A recent report from the European Food Safety Authority has affirmed the safety of aspartame, the substitute sweetener that is a main ingredient of one member of the Holy Liquid Trinity, Diet Coke (the other two being wine and vodka). Basically, all the nay-sayers of aspartame spewing evil lies just got a nice, zero calorie, bubbly middle finger. Cram it up your cramholes, Diet Coke haters.
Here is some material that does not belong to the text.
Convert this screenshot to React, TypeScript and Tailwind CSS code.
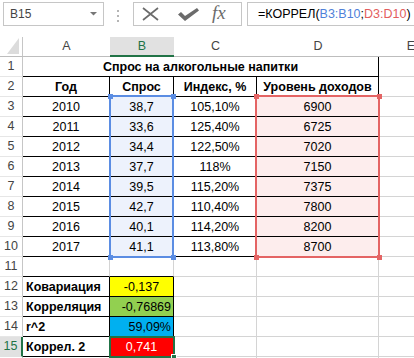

Sure, diet soda still won’t help you lose weight and it’s still not the healthiest option, but who cares. Nobody even likes water. And yes, aspartame is very dangerous in exceedingly high doses. However, a 150 lb woman could drink 20 12oz cans of diet soda without exceeding the safety threshold. So, you can basically drink a little under 2 gallons of diet soda and be completely fine. Which is good news for sorority girls ever, since we’re basically hooked up to Diet Coke IVs during recruitment. And finals. And when we’re hungover. And when we’re thirsty.
Is it appropriate to run out into the streets and celebrate? Fucking duh. I’d like to think this is how Mary felt when she was told that her
accident bun-in-the-oven would grow up to be the savior of humankind. If this doesn’t prove there’s a God, I don’t know what will. Drink up ladies, because a victory for Diet Coke is a victory for all of us. Cheers.